Aim of the exercise – Copy out all the lines where "this" shows up.

Information shown –
(begin)
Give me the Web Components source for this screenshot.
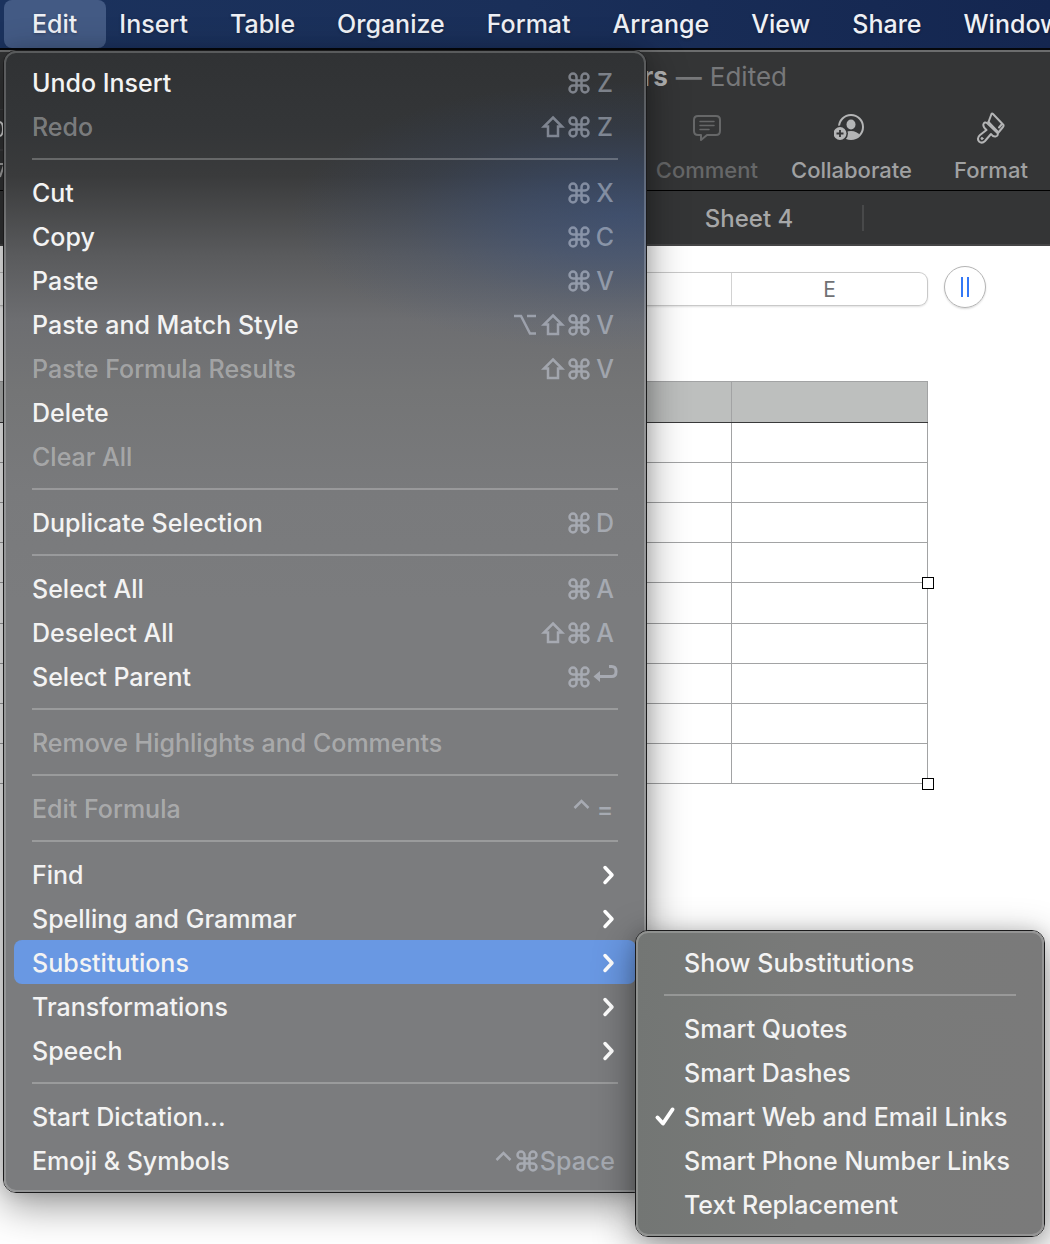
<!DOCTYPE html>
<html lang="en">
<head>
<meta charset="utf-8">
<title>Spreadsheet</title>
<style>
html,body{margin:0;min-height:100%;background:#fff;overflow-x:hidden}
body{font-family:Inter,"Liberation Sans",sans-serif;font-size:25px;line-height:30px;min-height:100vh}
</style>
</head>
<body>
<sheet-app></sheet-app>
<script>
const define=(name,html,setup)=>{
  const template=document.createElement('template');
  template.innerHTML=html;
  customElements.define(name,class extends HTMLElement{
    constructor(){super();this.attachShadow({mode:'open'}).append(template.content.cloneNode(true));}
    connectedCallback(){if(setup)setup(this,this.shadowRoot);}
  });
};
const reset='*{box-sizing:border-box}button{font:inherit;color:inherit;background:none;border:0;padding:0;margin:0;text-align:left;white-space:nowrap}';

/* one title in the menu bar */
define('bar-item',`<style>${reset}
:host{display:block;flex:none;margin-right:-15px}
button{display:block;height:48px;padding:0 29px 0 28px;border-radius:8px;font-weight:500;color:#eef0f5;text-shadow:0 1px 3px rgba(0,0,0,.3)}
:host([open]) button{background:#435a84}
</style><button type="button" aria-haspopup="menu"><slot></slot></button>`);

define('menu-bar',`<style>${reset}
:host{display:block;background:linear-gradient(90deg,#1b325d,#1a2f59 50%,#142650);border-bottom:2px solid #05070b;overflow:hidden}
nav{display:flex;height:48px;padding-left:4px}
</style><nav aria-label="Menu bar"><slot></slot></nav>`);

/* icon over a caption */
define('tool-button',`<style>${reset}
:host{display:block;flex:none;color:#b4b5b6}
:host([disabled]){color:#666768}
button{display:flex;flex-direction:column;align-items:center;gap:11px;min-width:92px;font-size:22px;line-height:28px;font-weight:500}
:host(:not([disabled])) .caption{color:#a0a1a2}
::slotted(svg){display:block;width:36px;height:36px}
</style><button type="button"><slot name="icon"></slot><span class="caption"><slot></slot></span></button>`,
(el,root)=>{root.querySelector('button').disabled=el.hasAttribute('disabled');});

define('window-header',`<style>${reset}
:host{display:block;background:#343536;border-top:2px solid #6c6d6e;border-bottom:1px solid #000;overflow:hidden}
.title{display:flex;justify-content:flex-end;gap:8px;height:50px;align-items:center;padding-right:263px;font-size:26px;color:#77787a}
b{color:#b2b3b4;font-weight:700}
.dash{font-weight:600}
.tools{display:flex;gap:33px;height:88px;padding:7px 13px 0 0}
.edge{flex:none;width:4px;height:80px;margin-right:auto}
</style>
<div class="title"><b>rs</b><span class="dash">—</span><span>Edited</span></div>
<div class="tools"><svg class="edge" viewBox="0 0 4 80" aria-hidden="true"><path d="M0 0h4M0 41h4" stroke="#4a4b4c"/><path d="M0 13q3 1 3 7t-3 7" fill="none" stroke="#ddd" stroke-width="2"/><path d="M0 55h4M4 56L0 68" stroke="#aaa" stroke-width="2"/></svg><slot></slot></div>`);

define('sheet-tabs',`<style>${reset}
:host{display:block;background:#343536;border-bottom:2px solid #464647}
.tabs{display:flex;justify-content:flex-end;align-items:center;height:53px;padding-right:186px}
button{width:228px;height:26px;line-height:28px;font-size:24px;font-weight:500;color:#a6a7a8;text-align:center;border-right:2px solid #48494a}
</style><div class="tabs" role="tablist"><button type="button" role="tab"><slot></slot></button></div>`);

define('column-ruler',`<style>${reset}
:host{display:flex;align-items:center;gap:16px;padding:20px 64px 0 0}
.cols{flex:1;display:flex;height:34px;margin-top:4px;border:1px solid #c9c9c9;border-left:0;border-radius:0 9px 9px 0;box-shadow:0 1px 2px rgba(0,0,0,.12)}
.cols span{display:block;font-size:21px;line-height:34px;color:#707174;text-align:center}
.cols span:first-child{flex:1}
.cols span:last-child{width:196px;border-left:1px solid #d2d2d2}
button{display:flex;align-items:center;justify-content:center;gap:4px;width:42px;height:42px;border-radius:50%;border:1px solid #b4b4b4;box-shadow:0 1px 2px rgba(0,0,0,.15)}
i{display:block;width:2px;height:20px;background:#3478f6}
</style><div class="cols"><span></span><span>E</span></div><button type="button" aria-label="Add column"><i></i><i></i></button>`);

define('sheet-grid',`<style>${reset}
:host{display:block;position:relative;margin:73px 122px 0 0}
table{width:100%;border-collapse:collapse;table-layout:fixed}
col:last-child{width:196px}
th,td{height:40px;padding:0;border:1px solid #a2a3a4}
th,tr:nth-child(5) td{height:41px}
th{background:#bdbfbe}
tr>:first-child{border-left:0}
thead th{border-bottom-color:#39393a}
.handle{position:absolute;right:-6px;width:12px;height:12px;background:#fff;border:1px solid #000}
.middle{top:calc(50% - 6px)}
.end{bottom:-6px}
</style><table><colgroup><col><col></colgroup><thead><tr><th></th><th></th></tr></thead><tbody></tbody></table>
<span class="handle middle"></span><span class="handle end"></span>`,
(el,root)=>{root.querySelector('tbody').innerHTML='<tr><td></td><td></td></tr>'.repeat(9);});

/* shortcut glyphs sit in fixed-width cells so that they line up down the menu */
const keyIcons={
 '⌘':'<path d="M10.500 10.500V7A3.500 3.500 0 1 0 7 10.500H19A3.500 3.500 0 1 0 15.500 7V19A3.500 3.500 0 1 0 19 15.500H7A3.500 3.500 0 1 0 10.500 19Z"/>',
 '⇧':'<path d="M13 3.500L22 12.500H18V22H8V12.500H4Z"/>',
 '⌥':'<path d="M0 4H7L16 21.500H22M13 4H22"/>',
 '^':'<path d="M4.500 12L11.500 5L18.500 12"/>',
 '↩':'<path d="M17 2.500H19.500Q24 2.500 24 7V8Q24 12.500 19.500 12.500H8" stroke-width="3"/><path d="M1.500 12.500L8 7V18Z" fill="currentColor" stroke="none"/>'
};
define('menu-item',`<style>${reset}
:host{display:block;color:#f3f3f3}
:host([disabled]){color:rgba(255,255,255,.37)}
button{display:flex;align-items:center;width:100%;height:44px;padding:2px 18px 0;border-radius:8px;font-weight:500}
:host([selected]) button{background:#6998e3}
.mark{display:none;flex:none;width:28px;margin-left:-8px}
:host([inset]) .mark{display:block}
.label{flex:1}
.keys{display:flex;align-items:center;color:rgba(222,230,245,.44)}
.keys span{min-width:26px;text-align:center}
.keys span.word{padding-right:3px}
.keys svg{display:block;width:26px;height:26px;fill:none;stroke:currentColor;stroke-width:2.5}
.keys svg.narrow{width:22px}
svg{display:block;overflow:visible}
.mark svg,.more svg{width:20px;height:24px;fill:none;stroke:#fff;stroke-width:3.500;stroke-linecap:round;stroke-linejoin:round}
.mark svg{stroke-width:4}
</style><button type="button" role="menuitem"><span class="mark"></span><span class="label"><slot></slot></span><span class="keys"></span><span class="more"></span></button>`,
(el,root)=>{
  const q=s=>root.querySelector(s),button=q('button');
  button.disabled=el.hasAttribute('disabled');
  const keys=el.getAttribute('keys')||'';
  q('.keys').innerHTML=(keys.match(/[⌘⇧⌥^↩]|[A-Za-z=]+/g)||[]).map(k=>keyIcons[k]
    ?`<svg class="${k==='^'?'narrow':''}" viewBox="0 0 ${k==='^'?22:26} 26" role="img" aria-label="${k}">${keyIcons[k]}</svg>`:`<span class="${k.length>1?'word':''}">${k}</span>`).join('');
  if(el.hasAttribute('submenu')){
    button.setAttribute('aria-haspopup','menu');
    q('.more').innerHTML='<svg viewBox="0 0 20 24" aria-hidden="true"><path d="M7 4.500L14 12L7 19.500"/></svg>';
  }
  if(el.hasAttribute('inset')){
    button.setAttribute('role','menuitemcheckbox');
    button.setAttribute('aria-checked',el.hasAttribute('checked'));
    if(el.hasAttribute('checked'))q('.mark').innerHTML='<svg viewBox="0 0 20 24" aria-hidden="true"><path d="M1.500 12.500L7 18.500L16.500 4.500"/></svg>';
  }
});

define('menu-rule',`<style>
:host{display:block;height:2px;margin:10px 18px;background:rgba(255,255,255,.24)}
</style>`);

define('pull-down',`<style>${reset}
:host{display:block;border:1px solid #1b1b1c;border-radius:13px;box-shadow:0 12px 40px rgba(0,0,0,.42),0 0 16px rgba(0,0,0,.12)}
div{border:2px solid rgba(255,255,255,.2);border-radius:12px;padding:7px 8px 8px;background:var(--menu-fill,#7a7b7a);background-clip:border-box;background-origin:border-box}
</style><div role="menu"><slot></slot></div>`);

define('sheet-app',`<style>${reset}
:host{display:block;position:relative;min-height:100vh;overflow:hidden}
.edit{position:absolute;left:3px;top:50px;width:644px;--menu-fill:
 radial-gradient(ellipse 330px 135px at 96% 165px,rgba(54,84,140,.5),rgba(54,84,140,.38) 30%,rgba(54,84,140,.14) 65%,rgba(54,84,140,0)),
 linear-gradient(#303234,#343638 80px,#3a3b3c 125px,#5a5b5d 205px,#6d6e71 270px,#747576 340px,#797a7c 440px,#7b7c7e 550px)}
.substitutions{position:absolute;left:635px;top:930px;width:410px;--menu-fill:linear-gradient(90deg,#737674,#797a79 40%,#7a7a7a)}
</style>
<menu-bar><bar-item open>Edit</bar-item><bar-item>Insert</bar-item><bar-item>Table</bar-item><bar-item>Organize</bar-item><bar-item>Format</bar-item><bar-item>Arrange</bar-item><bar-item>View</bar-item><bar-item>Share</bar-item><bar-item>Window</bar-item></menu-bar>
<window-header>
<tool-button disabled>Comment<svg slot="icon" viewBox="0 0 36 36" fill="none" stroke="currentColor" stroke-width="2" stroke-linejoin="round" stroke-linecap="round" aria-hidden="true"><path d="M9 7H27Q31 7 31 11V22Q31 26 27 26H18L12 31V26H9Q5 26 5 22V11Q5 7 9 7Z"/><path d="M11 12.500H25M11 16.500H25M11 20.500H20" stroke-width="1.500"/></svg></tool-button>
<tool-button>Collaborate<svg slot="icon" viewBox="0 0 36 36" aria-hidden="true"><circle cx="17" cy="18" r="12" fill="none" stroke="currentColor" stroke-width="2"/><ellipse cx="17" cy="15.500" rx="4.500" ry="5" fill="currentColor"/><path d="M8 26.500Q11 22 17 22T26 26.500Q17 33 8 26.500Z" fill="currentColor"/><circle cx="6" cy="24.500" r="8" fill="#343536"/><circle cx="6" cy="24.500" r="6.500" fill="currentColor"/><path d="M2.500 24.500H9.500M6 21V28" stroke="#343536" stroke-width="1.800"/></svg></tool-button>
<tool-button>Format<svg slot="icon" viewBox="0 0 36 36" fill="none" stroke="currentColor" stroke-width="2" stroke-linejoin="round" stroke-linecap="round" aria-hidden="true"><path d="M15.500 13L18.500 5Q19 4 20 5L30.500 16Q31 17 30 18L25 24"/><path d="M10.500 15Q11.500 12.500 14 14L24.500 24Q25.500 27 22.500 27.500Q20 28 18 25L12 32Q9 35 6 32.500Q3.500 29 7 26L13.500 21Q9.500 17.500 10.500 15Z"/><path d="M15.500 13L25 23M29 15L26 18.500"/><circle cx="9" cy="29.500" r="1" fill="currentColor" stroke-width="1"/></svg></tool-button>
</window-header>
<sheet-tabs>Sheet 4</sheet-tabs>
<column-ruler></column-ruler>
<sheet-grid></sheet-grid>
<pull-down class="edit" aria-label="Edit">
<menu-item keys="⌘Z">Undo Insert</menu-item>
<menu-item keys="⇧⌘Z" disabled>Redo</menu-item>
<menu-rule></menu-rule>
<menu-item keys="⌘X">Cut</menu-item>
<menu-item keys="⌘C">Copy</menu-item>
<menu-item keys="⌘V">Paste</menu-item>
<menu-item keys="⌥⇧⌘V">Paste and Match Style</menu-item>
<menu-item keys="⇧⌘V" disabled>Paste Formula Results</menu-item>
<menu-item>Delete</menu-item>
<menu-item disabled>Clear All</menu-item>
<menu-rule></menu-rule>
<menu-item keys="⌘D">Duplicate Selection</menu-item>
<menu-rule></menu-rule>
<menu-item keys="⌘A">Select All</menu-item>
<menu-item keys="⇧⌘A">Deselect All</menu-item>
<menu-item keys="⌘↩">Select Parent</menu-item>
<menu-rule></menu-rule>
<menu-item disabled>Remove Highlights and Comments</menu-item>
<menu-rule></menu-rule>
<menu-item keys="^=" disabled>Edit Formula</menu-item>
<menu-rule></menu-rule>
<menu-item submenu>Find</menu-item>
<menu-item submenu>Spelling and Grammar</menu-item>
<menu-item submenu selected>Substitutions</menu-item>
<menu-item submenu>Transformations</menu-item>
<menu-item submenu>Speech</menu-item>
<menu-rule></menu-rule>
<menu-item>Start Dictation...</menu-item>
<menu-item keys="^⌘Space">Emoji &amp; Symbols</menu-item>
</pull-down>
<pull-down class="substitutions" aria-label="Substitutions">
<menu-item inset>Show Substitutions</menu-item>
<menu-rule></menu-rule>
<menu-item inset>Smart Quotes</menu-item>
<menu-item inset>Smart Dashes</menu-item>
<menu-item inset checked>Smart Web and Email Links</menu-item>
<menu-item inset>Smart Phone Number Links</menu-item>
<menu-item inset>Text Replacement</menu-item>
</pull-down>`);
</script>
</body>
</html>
(end)
Task answer –
Give me the Web Components source for this screenshot.
    constructor(){super();this.attachShadow({mode:'open'}).append(template.content.cloneNode(true));}
    connectedCallback(){if(setup)setup(this,this.shadowRoot);}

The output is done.